The devastating impact was enough to move some scientists who worked on the bomb to write to the President, begging him never to let the bomb be used.

Less chilling, but fascinating in a different way, are the tales of everyday life on The Hill. Some are told in the Bradbury Center, others in the Los Alamos Historical Museum – once the guest cottage for the ranch school that was appropriated by the military for the secret mission. It wasn’t just a hidden-away lab – it was a town, and one with a very young, lively population. A maternity wing had to be built onto the hospital as so many children were born there. Their birth certificates don’t say Los Alamos though – just PO Box 1663, Santa Fe. Imagine trying to explain that to an employer.
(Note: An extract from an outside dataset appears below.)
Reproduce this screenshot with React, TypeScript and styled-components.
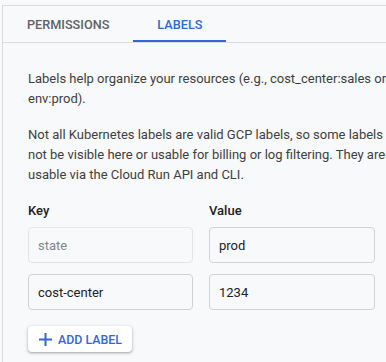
import React from 'react'
import styled, { createGlobalStyle } from 'styled-components'

const GlobalStyle = createGlobalStyle`
  html, body {
    margin: 0;
    padding: 0;
    background: #f8f9fa;
    overflow: hidden;
  }
  body {
    font-family: Roboto, 'Liberation Sans', Arial, sans-serif;
    -webkit-font-smoothing: antialiased;
  }
`

const Page = styled.div`
  width: 386px;
  height: 362px;
  padding-top: 5px;
  box-sizing: border-box;
  overflow: hidden;
`

const Panel = styled.div`
  width: 440px;
  margin-left: 2px;
  height: 100%;
  border-top: 1px solid #dadce0;
  border-left: 1px solid #dadce0;
  background: #f8f9fa;
`

const TabBar = styled.div`
  display: flex;
  height: 36px;
  border-bottom: 1px solid #dadce0;
`

const Tab = styled.div<{ $active?: boolean }>`
  display: flex;
  align-items: center;
  padding: 0 24px;
  font-size: 12.7px;
  font-weight: 500;
  text-transform: uppercase;
  color: ${(p) => (p.$active ? '#3367d6' : '#5f6368')};
  box-shadow: ${(p) => (p.$active ? 'inset 0 -2px 0 #3367d6' : 'none')};
`

const Content = styled.div`
  width: 392px;
  padding: 26px 0 0 25px;
`

const Paragraph = styled.p`
  margin: 0 0 16px;
  font-size: 13px;
  line-height: 20px;
  color: #3c4043;
`

const Grid = styled.div`
  display: grid;
  grid-template-columns: 165px 166px;
  column-gap: 16px;
  row-gap: 11px;
`

const ColumnHead = styled.div`
  font-size: 13px;
  font-weight: 500;
  line-height: 20px;
  color: #202124;
  margin-bottom: -5px;
`

const Field = styled.input`
  box-sizing: border-box;
  height: 36px;
  width: 100%;
  padding: 0 9px;
  border: 1px solid #d0d3d6;
  border-radius: 4px;
  background: #f8f9fa;
  font-family: inherit;
  font-size: 13px;
  color: #202124;
  outline: none;

  &:disabled {
    border-color: #e3e5e8;
    color: #80868b;
  }
`

const AddButton = styled.button`
  display: inline-flex;
  align-items: center;
  gap: 6px;
  margin-top: 16px;
  height: 26px;
  padding: 0 10px 0 11px;
  border: none;
  border-radius: 4px;
  background: #fff;
  box-shadow: 0 1px 2px rgba(60, 64, 67, 0.3), 0 1px 3px 1px rgba(60, 64, 67, 0.15);
  font-family: inherit;
  font-size: 12.4px;
  font-weight: 500;
  color: #3367d6;
  text-transform: uppercase;
  cursor: pointer;
`

const PlusIcon = () => (
  <svg width='13' height='13' viewBox='0 0 13 13'>
    <path d='M6.5 0v13M0 6.5h13' stroke='#3367d6' strokeWidth='2' />
  </svg>
)

const labels = [
  { key: 'state', value: 'prod', locked: true },
  { key: 'cost-center', value: '1234', locked: false },
]

export default function App() {
  return (
    <Page>
      <GlobalStyle />
      <Panel>
        <TabBar>
          <Tab>Permissions</Tab>
          <Tab $active>Labels</Tab>
        </TabBar>
        <Content>
          <Paragraph>
            Labels help organize your resources (e.g., cost_center:sales or env:prod).
          </Paragraph>
          <Paragraph>
            Not all Kubernetes labels are valid GCP labels, so some labels may not be visible here or
            usable for billing or log filtering. They are usable via the Cloud Run API and CLI.
          </Paragraph>
          <Grid>
            <ColumnHead>Key</ColumnHead>
            <ColumnHead>Value</ColumnHead>
            {labels.map((l) => (
              <React.Fragment key={l.key}>
                <Field defaultValue={l.key} disabled={l.locked} />
                <Field defaultValue={l.value} />
              </React.Fragment>
            ))}
          </Grid>
          <AddButton type='button'>
            <PlusIcon />
            Add label
          </AddButton>
        </Content>
      </Panel>
    </Page>
  )
}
Equally stunning are the testimonies from the people who worked at Los Alamos, without ever knowing what they were working on. A lab technician who worked on the detonators says that he only worked it out after reading the papers following the Hiroshima bombing.

It’s a place where you could spend days happily reading the letters home to parents, where the moral quandaries over whether to drop the bomb are not glossed over, and the realities of keeping something so monstrous so secret hit home.

But it’s all a slice of the past until you drive out of town. On the main road out, there’s a security checkpoint, and all cars are thoroughly checked out. They still do nuclear research here. A lot of it. And much of it is highly classified.